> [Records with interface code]

++++++++

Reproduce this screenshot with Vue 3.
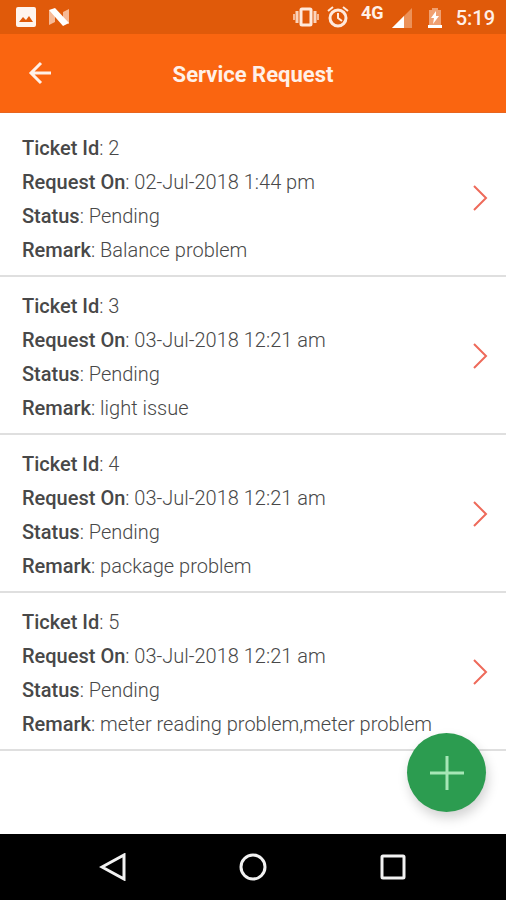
<template>
  <div class="screen">
    <div class="status-bar">
      <div class="status-group">
        <svg class="icon-image" width="20" height="20" viewBox="0 0 20 20">
          <path fill="#fff4ee" fill-rule="evenodd" d="M2 0h16a2 2 0 0 1 2 2v16a2 2 0 0 1-2 2H2a2 2 0 0 1-2-2V2a2 2 0 0 1 2-2zM3 15h14l-4-6-3 4-3-3z" />
        </svg>
        <svg width="22" height="18" viewBox="0 0 22 18">
          <path fill="#f6b995" d="M1 2l6 3v9l-6 3zM15 4l6-3v15l-6-3z" />
          <path fill="#fff" d="M1 2l6-2 14 15-6 3z" />
        </svg>
      </div>
      <div class="status-group right">
        <svg width="26" height="20" viewBox="0 0 26 20">
          <rect x="8" y="2" width="10" height="16" rx="1" fill="none" stroke="#ffe9dc" stroke-width="3" />
          <path d="M4 4v12M22 4v12" fill="none" stroke="#fbd3bb" stroke-width="3" />
          <path d="M1 7v6M25 7v6" fill="none" stroke="#f6b995" stroke-width="2" />
        </svg>
        <svg class="icon-alarm" width="22" height="22" viewBox="0 0 22 22">
          <g fill="none" stroke="#ffe9dc" stroke-width="2">
            <circle cx="11" cy="12" r="8" stroke-width="3" />
            <path d="M11 7v5l4 3M1 5l5-4M21 5l-5-4" />
          </g>
        </svg>
        <span class="network">4G</span>
        <svg class="icon-signal" width="20" height="20" viewBox="0 0 20 20">
          <path fill="#ec9158" d="M20 0v20H0z" />
          <path fill="#fff" d="M12 8v12H0z" />
        </svg>
        <svg class="icon-battery" width="14" height="20" viewBox="0 0 14 20">
          <path fill="#f0a071" d="M4 0h6v2h3v15H1V2h3z" />
          <path fill="#fff" d="M0 17h14v3H0zM8 3l-5 7h3l-1 6 6-8H8z" />
        </svg>
        <span class="clock">5:19</span>
      </div>
    </div>

    <header class="header">
      <button class="back-button" aria-label="Back">
        <svg width="24" height="24" viewBox="0 0 24 24">
          <path d="M13 2L3 12l10 10M3 12h20" fill="none" stroke="#fff0e8" stroke-width="3" />
        </svg>
      </button>
      <h1 class="title">Service Request</h1>
    </header>

    <main class="content">
      <ul class="ticket-list">
        <li v-for="ticket in tickets" :key="ticket.id">
          <a class="ticket" href="#" @click.prevent>
            <div class="details">
              <p><b>Ticket Id</b>: {{ ticket.id }}</p>
              <p><b>Request On</b>: {{ ticket.requestOn }}</p>
              <p><b>Status</b>: {{ ticket.status }}</p>
              <p><b>Remark</b>: {{ ticket.remark }}</p>
            </div>
            <svg class="chevron" width="16" height="28" viewBox="0 0 16 28">
              <path d="M2 1l12 12L2 25" fill="none" stroke="#ee6a5a" stroke-width="2" />
            </svg>
          </a>
        </li>
      </ul>
      <button class="add-button" aria-label="Add request">
        <svg width="34" height="34" viewBox="0 0 34 34">
          <path d="M17 0v34M0 17h34" stroke="#a6e6b6" stroke-width="3" />
        </svg>
      </button>
    </main>

    <nav class="nav-bar">
      <button aria-label="Back">
        <svg width="28" height="28" viewBox="0 0 28 28">
          <path d="M25 2v24L3 14z" />
        </svg>
      </button>
      <button aria-label="Home">
        <svg width="28" height="28" viewBox="0 0 28 28">
          <circle cx="14" cy="14" r="12" />
        </svg>
      </button>
      <button aria-label="Recent apps">
        <svg width="28" height="28" viewBox="0 0 28 28">
          <rect x="3" y="3" width="22" height="22" rx="1" />
        </svg>
      </button>
    </nav>
  </div>
</template>

<script setup>
import { ref } from "vue";

const tickets = ref([
  { id: 2, requestOn: "02-Jul-2018 1:44 pm", status: "Pending", remark: "Balance problem" },
  { id: 3, requestOn: "03-Jul-2018 12:21 am", status: "Pending", remark: "light issue" },
  { id: 4, requestOn: "03-Jul-2018 12:21 am", status: "Pending", remark: "package problem" },
  { id: 5, requestOn: "03-Jul-2018 12:21 am", status: "Pending", remark: "meter reading problem,meter problem" },
]);
</script>

<style>
body {
  margin: 0;
}
</style>

<style scoped>
.screen {
  min-height: 100vh;
  display: flex;
  flex-direction: column;
  background: #fff;
  font-family: Roboto, "Liberation Sans", sans-serif;
}

button {
  display: flex;
  align-items: center;
  justify-content: center;
  padding: 0;
  border: none;
  background: none;
  cursor: pointer;
}

.status-bar {
  display: flex;
  justify-content: space-between;
  height: 34px;
  padding: 0 11px 0 16px;
  background: #e05a0a;
  color: #fff0e8;
}

.status-group {
  display: flex;
  align-items: center;
  gap: 12px;
}

.right {
  gap: 8px;
}

.network {
  align-self: flex-start;
  margin-left: 4px;
  font-size: 18px;
  font-weight: 700;
  line-height: 26px;
}

.icon-signal {
  margin-top: 2px;
}

.icon-battery {
  margin: 2px 6px 0 8px;
}

.clock {
  font-size: 20px;
  font-weight: 500;
  line-height: 36px;
  padding-top: 2px;
}

.header {
  display: grid;
  grid-template-columns: 80px 1fr 80px;
  align-items: center;
  height: 78px;
  background: #fa6510;
  border-bottom: 1px solid #e8651e;
}

.back-button {
  height: 48px;
}

.title {
  margin: 0;
  padding-top: 4px;
  color: #fff0e8;
  font-size: 22px;
  font-weight: 700;
  line-height: 30px;
  text-align: center;
}

.content {
  position: relative;
  flex: 1;
}

.ticket-list {
  margin: 0;
  padding: 6px 0 0;
  list-style: none;
}

.ticket {
  display: flex;
  align-items: center;
  justify-content: space-between;
  padding: 12px 18px 8px 22px;
  border-bottom: 2px solid #dfdfdf;
  color: #484848;
  text-decoration: none;
}

.details p {
  margin: 0;
  font-size: 20px;
  font-weight: 300;
  line-height: 34px;
}

.details b {
  font-weight: 500;
}

.chevron {
  flex-shrink: 0;
}

/* floats over the end of the list */
.add-button {
  position: absolute;
  right: 20px;
  bottom: 22px;
  width: 79px;
  height: 79px;
  border-radius: 50%;
  background: #2c9c50;
  box-shadow: 2px 6px 12px rgba(0, 0, 0, 0.18);
}

.nav-bar {
  display: flex;
  justify-content: center;
  gap: 92px;
  height: 66px;
  background: #000;
}

.nav-bar button {
  width: 48px;
}

.nav-bar svg {
  fill: none;
  stroke: #f2f2f2;
  stroke-width: 3;
}
</style>
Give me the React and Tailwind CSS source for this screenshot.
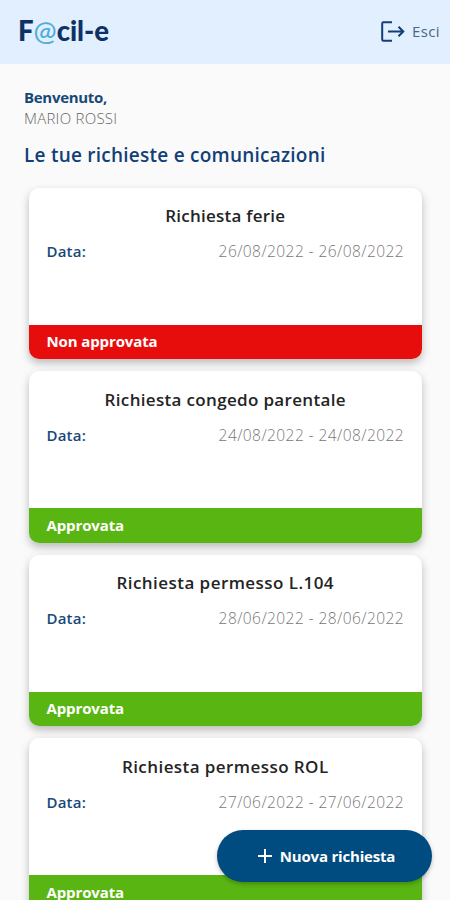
const requests = [
    { title: 'Richiesta ferie', date: '26/08/2022 - 26/08/2022', approved: false, spacing: 'tracking-[0.25px]' },
    { title: 'Richiesta congedo parentale', date: '24/08/2022 - 24/08/2022', approved: true, spacing: 'tracking-[0.33px]' },
    { title: 'Richiesta permesso L.104', date: '28/06/2022 - 28/06/2022', approved: true, spacing: 'tracking-[0.45px]' },
    { title: 'Richiesta permesso ROL', date: '27/06/2022 - 27/06/2022', approved: true, spacing: 'tracking-[0.43px]' },
];

function LogoutIcon() {
    return (
        <svg width="24" height="22" viewBox="0 0 24 22" fill="none" stroke="#123f78" strokeWidth="2">
            <path d="M11 1.2H2.4Q1.2 1.2 1.2 2.4V18.6Q1.2 19.8 2.4 19.8H11" />
            <path d="M7 10.5H22M17.5 5.7L22.3 10.5L17.5 15.3" />
        </svg>
    );
}

function RequestCard({ title, date, approved, spacing }) {
    return (
        <article className="h-[171.5px] shrink-0 overflow-hidden rounded-[10px] bg-white shadow-[0_4px_8px_rgba(0,0,0,0.26)]">
            <div className="h-[137px] pt-[16.6px] pr-[18px] pl-[17.5px]">
                <h2 className={`text-center text-[17px] leading-6 font-semibold text-[#242424] ${spacing}`}>{title}</h2>
                <div className="mt-[11px] flex items-center justify-between leading-6">
                    <span className="text-[15px] font-semibold tracking-[0.2px] text-[#174878]">Data:</span>
                    <span className="text-[15.5px] font-light tracking-[0.42px] text-[#777]">{date}</span>
                </div>
            </div>
            <div
                className={`flex h-[34.5px] items-center pb-px pl-[17.5px] text-[15px] leading-4 font-bold tracking-[-0.12px] text-white ${
                    approved ? 'bg-[#59b512]' : 'bg-[#e70d0d]'
                }`}
            >
                {approved ? 'Approvata' : 'Non approvata'}
            </div>
        </article>
    );
}

export default function App() {
    return (
        <div className="relative h-[900px] w-[450px] overflow-hidden bg-[#fafafa] font-['Open_Sans',sans-serif]">
            <header className="flex h-16 items-center justify-between bg-[#e1efff] pr-[10px] pl-[18px]">
                <div className="pb-[3px] font-['Lato',sans-serif] text-[27.5px] leading-8 font-black text-[#0e3265]">
                    F<span className="font-medium text-[#4faddd]">@</span>cil-e
                </div>
                <button className="flex items-center gap-[7px] pb-px text-[15px] font-medium tracking-[0.4px] text-[#486584]">
                    <LogoutIcon />
                    Esci
                </button>
            </header>

            <main>
                <div className="px-6 pt-[23px]">
                    <p className="text-[15px] leading-[21px] font-bold tracking-[-0.3px] text-[#174878]">Benvenuto,</p>
                    <p className="text-[15px] leading-[21px] font-light tracking-[0.25px] text-[#666]">MARIO ROSSI</p>
                    <h1 className="mt-[13px] text-[19px] leading-[26px] font-semibold tracking-[0.24px] text-[#123f78]">
                        Le tue richieste e comunicazioni
                    </h1>
                </div>
                <div className="mt-[19.5px] flex flex-col gap-3 pr-[28px] pl-[29px]">
                    {requests.map((request) => (
                        <RequestCard key={request.title} {...request} />
                    ))}
                </div>
            </main>

            <button className="absolute right-[18px] bottom-[18px] flex h-[52px] w-[215px] items-center justify-center gap-2 rounded-full bg-[#004b80] pl-1 text-[15px] font-bold tracking-[-0.2px] text-white shadow-[0_2px_4px_rgba(0,0,0,0.25)]">
                <svg width="14" height="14" viewBox="0 0 14 14" stroke="currentColor" strokeWidth="2">
                    <path d="M7 0V14M0 7H14" />
                </svg>
                Nuova richiesta
            </button>
        </div>
    );
}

++++++++

> [WRITTEN PROBLEM] Filter the data for the string "this" and copy every line that has it.

> [SOLVED PROBLEM]
Reproduce this screenshot with Vue 3.
Give me the React and Tailwind CSS source for this screenshot.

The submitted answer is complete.